Environ 26,8 millions d’Américains, devraient être confrontés à la reprise des paiements, dont près de la moitié d'entre eux qui devront faire face à des paiements mensuels supérieurs à 200$, et près d'un sur cinq à des paiements supérieurs à 500 dollars. Plus de la moitié (56 %) affirment qu'ils seront obligés de choisir entre le remboursement de leur prêt et les dépenses de première nécessité, comme le loyer et les courses, selon une nouvelle enquête de Credit Karma.
La pression sur le secteur immobilier devrait également se renforcer. Les constructions en cours sont à des niveaux records (~1,7M sur un rythme annualisé) au moment même où la demande chute compte tenu de l’envolée des taux. La résilience des prix de l’immobilier grâce à la pénurie de logements avait permis au marché de relativement bien résister depuis le début de l’année, mais la récente envolée des taux hypothécaires (plus haut de 20 ans du taux à 30 ans) pourrait mettre fin à cette résilience à en croire l’indicateur NAHB qui est reparti à la baisse en août.
Un autre vent contraire à l’économie américaine est la poursuite du resserrement des conditions de crédit pour les prêts aux entreprises et industriels. Une majorité d’institutions durcissent leurs conditions de crédit depuis cinq trimestres consécutifs, ce qui n’a jamais été observé en dehors d’une récession.
Cette tendance a peu de chances de s’inverser étant donné que la pression sur les banques continue d’être importante en raison de la remontée violente des taux qui non seulement diminue la valeur présente de leurs actifs, mais également pousse les dépositaires vers des alternatives plus rémunératrices comme les fonds de placement monétaires (MMF). De plus, le taux d'impayés des cartes de crédit américaines a atteint un niveau record de 7,2% dans les petites banques au cours du premier trimestre, ce qui devrait davantage limiter leur appétit à prendre des risques.
Enfin, la probabilité d'un coup de pouce fiscal diminue.
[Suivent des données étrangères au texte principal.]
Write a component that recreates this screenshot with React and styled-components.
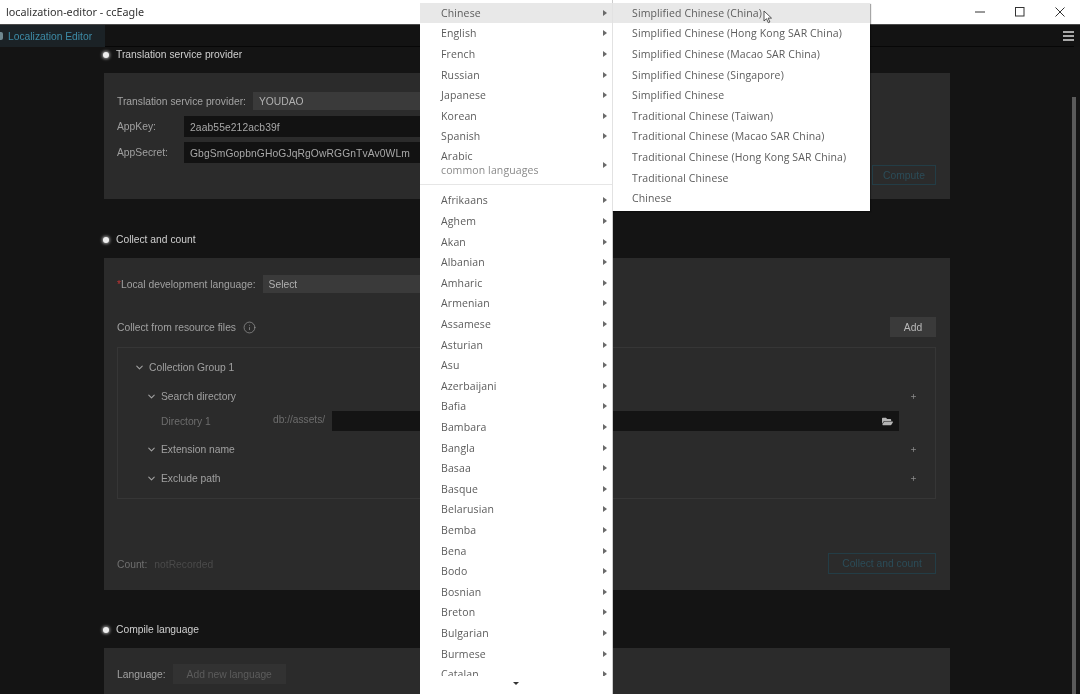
import React from "react";
import styled, { createGlobalStyle } from "styled-components";
import { ChevronDown, Info, Plus as PlusIcon } from "lucide-react";
import { FaFolderOpen } from "react-icons/fa";

const Global = createGlobalStyle`
  html, body { margin: 0; padding: 0; height: 694px; overflow: hidden; background: #141414; }
  * { box-sizing: border-box; }
`;

const Page = styled.div`
  position: relative;
  width: 1080px;
  height: 694px;
  overflow: hidden;
  display: flex;
  flex-direction: column;
  font-family: "Liberation Sans", Arial, sans-serif;
  font-size: 10.3px;
  color: #b4b4b4;
  background: #141414;
  filter: blur(0.45px);
`;

/* ---------- window chrome ---------- */
const TitleBar = styled.header`
  height: 25px;
  flex: none;
  background: #fff;
  display: flex;
  align-items: center;
  justify-content: space-between;
  padding: 0 0 1px 6px;
  border-bottom: 1px solid #4a4a4a;
`;
const TitleText = styled.span`
  font-family: "Noto Sans", sans-serif;
  font-size: 10.8px;
  color: #333;
`;
const WindowControls = styled.div`
  display: flex;
`;
const WindowButton = styled.div`
  width: 40px;
  height: 24px;
  display: flex;
  align-items: center;
  justify-content: center;
  svg { display: block; }
`;
const TabBar = styled.nav`
  height: 22px;
  flex: none;
  display: flex;
  align-items: stretch;
  justify-content: space-between;
  background: #131313;
  padding-right: 6px;
`;
const Tab = styled.div`
  width: 105px;
  padding-left: 8px;
  display: flex;
  align-items: center;
  background: #1b2226;
  color: #3d8ba6;
  white-space: nowrap;
  position: relative;
  &::before {
    content: "";
    position: absolute;
    left: -4px;
    top: 7px;
    width: 7px;
    height: 8px;
    border-radius: 2px;
    background: #6f8890;
  }
`;
const TabRest = styled.div`
  flex: 1;
  display: flex;
  justify-content: flex-end;
  align-items: flex-start;
  padding-top: 6px;
  border-bottom: 1px solid #070707;
`;
const Burger = styled.div`
  width: 11px;
  height: 10px;
  border-top: 2px solid #a8a8a8;
  border-bottom: 2px solid #a8a8a8;
  position: relative;
  &::after {
    content: "";
    position: absolute;
    left: 0; right: 0; top: 2px;
    height: 2px;
    background: #a8a8a8;
  }
`;
const Scrollbar = styled.div`
  position: absolute;
  left: 1072px;
  top: 97px;
  bottom: 0;
  width: 4px;
  background: #5a5a5a;
`;

/* ---------- main ---------- */
const Content = styled.main`
  flex: 1;
  min-height: 0;
  padding: 0 130px 0 104px;
  overflow: hidden;
`;
const SectionHead = styled.h2`
  margin: ${(p) => p.$top}px 0 11px;
  height: 15px;
  padding-top: 1px;
  display: flex;
  align-items: center;
  gap: 7px;
  font-size: 10.3px;
  font-weight: normal;
  line-height: 14px;
  color: #cfcfcf;
  &::before {
    content: "";
    width: 6px;
    height: 6px;
    margin-left: -1px;
    border-radius: 50%;
    background: #eee;
    box-shadow: 0 0 3px 1px rgba(255,255,255,.55);
  }
`;
const Panel = styled.section`
  height: ${(p) => p.$h}px;
  background: #2b2b2b;
  padding: ${(p) => p.$pad || 19}px 14px 0 13px;
`;
const Row = styled.div`
  display: flex;
  align-items: center;
  height: ${(p) => p.$h}px;
  margin-top: ${(p) => p.$mt || 0}px;
`;
const Label = styled.label`
  width: ${(p) => (p.$w ? `${p.$w}px` : "auto")};
  flex: none;
  color: ${(p) => p.$color || "#a0a0a0"};
  white-space: nowrap;
`;
const Req = styled.span`
  color: #b33;
`;
const Select = styled.div`
  width: 300px;
  height: 18px;
  margin-left: ${(p) => p.$ml}px;
  padding-left: 6px;
  background: #3a3a3a;
  color: #b0b0b0;
  display: flex;
  align-items: center;
`;
const Input = styled.div`
  width: 380px;
  height: 21px;
  padding: 1px 0 0 6px;
  background: #121212;
  color: #a8a8a8;
  display: flex;
  align-items: center;
  letter-spacing: .1px;
`;
const RightAction = styled.div`
  display: flex;
  justify-content: flex-end;
  padding-top: 2px;
`;
const GhostButton = styled.button`
  width: ${(p) => p.$w}px;
  height: 20px;
  padding: 0;
  background: transparent;
  border: 1px solid #233d46;
  color: #2b4c58;
  font: inherit;
`;
const SolidButton = styled.button`
  width: 46px;
  height: 20px;
  padding: 0;
  margin-left: auto;
  border: 0;
  background: #3a3a3a;
  color: #b8b8b8;
  font: inherit;
`;
const Help = styled.span`
  margin-left: 7px;
  display: inline-flex;
  color: #a0a0a0;
`;
const Group = styled.div`
  height: 152px;
  margin-top: 10px;
  border: 1px solid #363636;
  padding-top: 12px;
`;
const TreeRow = styled.div`
  display: flex;
  align-items: center;
  height: 14px;
  margin-top: ${(p) => p.$mt || 0}px;
  padding-left: ${(p) => p.$indent}px;
  padding-right: 18px;
  color: #a0a0a0;
  gap: 4px;
  svg { flex: none; color: #a0a0a0; }
`;
const Plus = styled.span`
  margin-left: auto;
  display: inline-flex;
  svg { color: #8f8f8f; }
`;
const DirRow = styled.div`
  display: flex;
  align-items: center;
  height: 20px;
  margin-top: 8px;
  padding-left: 43px;
  color: #6d6d6d;
`;
const DirName = styled.span`
  width: 112px;
  flex: none;
`;
const DirPrefix = styled.span`
  width: 59px;
  flex: none;
  font-size: 10.2px;
  position: relative;
  top: -2px;
`;
const DirInput = styled.div`
  width: 567px;
  height: 20px;
  background: #141414;
  display: flex;
  align-items: center;
  justify-content: flex-end;
  padding-right: 6px;
  color: #b5b5b5;
`;
const CountRow = styled.div`
  display: flex;
  align-items: center;
  height: 21px;
  margin-top: 54px;
  color: #6f6f6f;
`;
const CountText = styled.span`
  padding-top: 2px;
`;
const CountValue = styled(CountText)`
  margin-left: 7px;
  color: #4a4a4a;
`;
const LastButton = styled(GhostButton)`
  height: 21px;
  margin-left: auto;
`;
const AddLang = styled.button`
  width: 113px;
  height: 20px;
  margin-left: 7px;
  border: 0;
  padding: 0;
  background: #323232;
  color: #5c5c5c;
  font: inherit;
`;

/* ---------- context menus ---------- */
const Menu = styled.div`
  position: absolute;
  background: #fff;
  font-family: "Open Sans", sans-serif;
  font-size: 10.5px;
  color: #5c5c5c;
  letter-spacing: .12px;
`;
const MainMenu = styled(Menu)`
  left: 420px;
  top: 0;
  bottom: 0;
  width: 193px;
  padding-top: 2.6px;
  border-right: 1px solid #ccc;
  display: flex;
  flex-direction: column;
`;
const SubMenu = styled(Menu)`
  left: 612px;
  top: 2.6px;
  width: 258px;
  height: 208px;
  border-left: 1px solid #e2e2e2;
  box-shadow: 1px 1px 1px rgba(0,0,0,.35);
`;
const MenuList = styled.div`
  flex: 1;
  min-height: 0;
  overflow: hidden;
`;
const Item = styled.div`
  height: ${(p) => (p.$tall ? 37.4 : 20.6)}px;
  padding-left: ${(p) => p.$pl}px;
  padding-right: 5px;
  display: flex;
  align-items: center;
  justify-content: space-between;
  background: ${(p) => (p.$on ? "#e8e8e8" : "transparent")};
  white-space: nowrap;
  line-height: 14px;
`;
const Arrow = styled.span`
  width: 0;
  height: 0;
  border-left: 4px solid #6a6a6a;
  border-top: 3px solid transparent;
  border-bottom: 3px solid transparent;
`;
const TwoLine = styled.span`
  position: relative;
  top: -2px;
`;
const Muted = styled.span`
  display: block;
  color: #8a8a8a;
`;
const Separator = styled.div`
  height: 1px;
  margin: 0 0 5px;
  background: #e6e6e6;
`;
const ScrollDown = styled.div`
  height: 18px;
  flex: none;
  display: flex;
  justify-content: center;
  padding-top: 6px;
  &::after {
    content: "";
    width: 0;
    height: 0;
    border-top: 3px solid #333;
    border-left: 3px solid transparent;
    border-right: 3px solid transparent;
  }
`;
const Cursor = styled.svg`
  position: absolute;
  left: 763px;
  top: 10px;
`;

const common = ["Chinese", "English", "French", "Russian", "Japanese", "Korean", "Spanish"];
const others = ["Afrikaans", "Aghem", "Akan", "Albanian", "Amharic", "Armenian", "Assamese", "Asturian", "Asu", "Azerbaijani", "Bafia", "Bambara", "Bangla", "Basaa", "Basque", "Belarusian", "Bemba", "Bena", "Bodo", "Bosnian", "Breton", "Bulgarian", "Burmese", "Catalan"];
const variants = ["Simplified Chinese (China)", "Simplified Chinese (Hong Kong SAR China)", "Simplified Chinese (Macao SAR China)", "Simplified Chinese (Singapore)", "Simplified Chinese", "Traditional Chinese (Taiwan)", "Traditional Chinese (Macao SAR China)", "Traditional Chinese (Hong Kong SAR China)", "Traditional Chinese", "Chinese"];

const Chevron = () => <ChevronDown size={11} strokeWidth={2.4} />;
const Add = () => <Plus><PlusIcon size={7} strokeWidth={2.5} /></Plus>;

export default function App() {
  return (
    <Page>
      <Global />
      <TitleBar>
        <TitleText>localization-editor - ccEagle</TitleText>
        <WindowControls>
          <WindowButton>
            <svg width="10" height="10" viewBox="0 0 10 10"><path d="M0 5h10" stroke="#333" strokeWidth="1" /></svg>
          </WindowButton>
          <WindowButton>
            <svg width="10" height="10" viewBox="0 0 10 10"><rect x=".5" y=".5" width="8.5" height="8.5" fill="none" stroke="#333" strokeWidth="1" /></svg>
          </WindowButton>
          <WindowButton>
            <svg width="10" height="10" viewBox="0 0 10 10"><path d="M.5.5l9 9M9.5.5l-9 9" stroke="#333" strokeWidth="1" /></svg>
          </WindowButton>
        </WindowControls>
      </TitleBar>
      <TabBar>
        <Tab>Localization Editor</Tab>
        <TabRest><Burger /></TabRest>
      </TabBar>
      <Content>
        <SectionHead $top={0}>Translation service provider</SectionHead>
        <Panel $h={126}>
          <Row $h={18}>
            <Label $color="#a3a3a3">Translation service provider:</Label>
            <Select $ml={7}>YOUDAO</Select>
          </Row>
          <Row $h={21} $mt={6}>
            <Label $w={67}>AppKey:</Label>
            <Input>2aab55e212acb39f</Input>
          </Row>
          <Row $h={21} $mt={5}>
            <Label $w={67}>AppSecret:</Label>
            <Input>GbgSmGopbnGHoGJqRgOwRGGnTvAv0WLm</Input>
          </Row>
          <RightAction>
            <GhostButton $w={64}>Compute</GhostButton>
          </RightAction>
        </Panel>

        <SectionHead $top={33}>Collect and count</SectionHead>
        <Panel $h={332} $pad={17}>
          <Row $h={18}>
            <Label><Req>*</Req>Local development language:</Label>
            <Select $ml={7}>Select</Select>
          </Row>
          <Row $h={20} $mt={24}>
            <Label>Collect from resource files</Label>
            <Help><Info size={13} strokeWidth={1.2} /></Help>
            <SolidButton>Add</SolidButton>
          </Row>
          <Group>
            <TreeRow $indent={16}><Chevron />Collection Group 1</TreeRow>
            <TreeRow $indent={28} $mt={15}><Chevron />Search directory<Add /></TreeRow>
            <DirRow>
              <DirName>Directory 1</DirName>
              <DirPrefix>db://assets/</DirPrefix>
              <DirInput><FaFolderOpen size={11} /></DirInput>
            </DirRow>
            <TreeRow $indent={28} $mt={11}><Chevron />Extension name<Add /></TreeRow>
            <TreeRow $indent={28} $mt={15}><Chevron />Exclude path<Add /></TreeRow>
          </Group>
          <CountRow>
            <CountText>Count:</CountText>
            <CountValue>notRecorded</CountValue>
            <LastButton $w={108}>Collect and count</LastButton>
          </CountRow>
        </Panel>

        <SectionHead $top={32}>Compile language</SectionHead>
        <Panel $h={46} $pad={16}>
          <Row $h={20}>
            <Label>Language:</Label>
            <AddLang>Add new language</AddLang>
          </Row>
        </Panel>
      </Content>
      <Scrollbar />

      <MainMenu>
        <MenuList>
          {common.map((name, i) => (
            <Item key={name} $pl={21} $on={i === 0}>{name}<Arrow /></Item>
          ))}
          <Item $pl={21} $tall>
            <TwoLine>Arabic<Muted>common languages</Muted></TwoLine>
            <Arrow />
          </Item>
          <Separator />
          {others.map((name) => (
            <Item key={name} $pl={21}>{name}<Arrow /></Item>
          ))}
        </MenuList>
        <ScrollDown />
      </MainMenu>
      <SubMenu>
        {variants.map((name, i) => (
          <Item key={name} $pl={19} $on={i === 0}>{name}</Item>
        ))}
      </SubMenu>
      <Cursor width="10" height="14" viewBox="0 0 10 14">
        <path d="M1 1v10l2.5-2.3 1.8 4 1.6-.7-1.8-3.9H8.5z" fill="#fff" stroke="#444" strokeWidth=".9" />
      </Cursor>
    </Page>
  );
}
Le 3 juin, le président Biden a promulgué la loi sur la responsabilité fiscale de 2023. Les principales dispositions de cette loi suspendent entre autres le plafond de la dette jusqu'en 2024 et établissent des plafonds statutaires pour les dépenses discrétionnaires pour les années fiscales 2024 et 2025. S&P Global Market Intelligence estime que si les plafonds de dépenses sont appliqués, la limitation de la croissance des dépenses réduirait la croissance du PIB d'environ un quart de point en 2024, et de montants moindres et décroissants par la suite.
En plus de tous ces vents contraires à l’économie américaine, la politique monétaire de la Fed a peu de chances de changer de sitôt en raison de la persistance de l’inflation, qui devrait rester au-delà de 3% d’ici au moins la fin de l’année.
Dans le reste du monde, les perspectives s’assombrissent également en raison 1) des politiques monétaires restrictives dans la plupart des économies en raison de la trop forte inflation et 2) la décevante reprise de l’économie chinoise (qui devrait continuer à décevoir en l’absence de mesures de soutien aux consommateurs chinois).
Tous ces éléments laissent à penser que l’économie mondiale devrait continuer à ralentir ces prochains trimestres et pourrait décevoir. Pourtant, les marchés ne semblent pas très inquiets au vu de la très faible volatilité implicite du marché américain (VIX), inférieure à 20% depuis le mois d’avril...
Le couple rendement/risque parait donc actuellement asymétrique sur les marchés, avec des risques sous-estimés par les opérateurs (probablement grâce à l’enthousiasme autour de l’IA et d’un soft-landing…).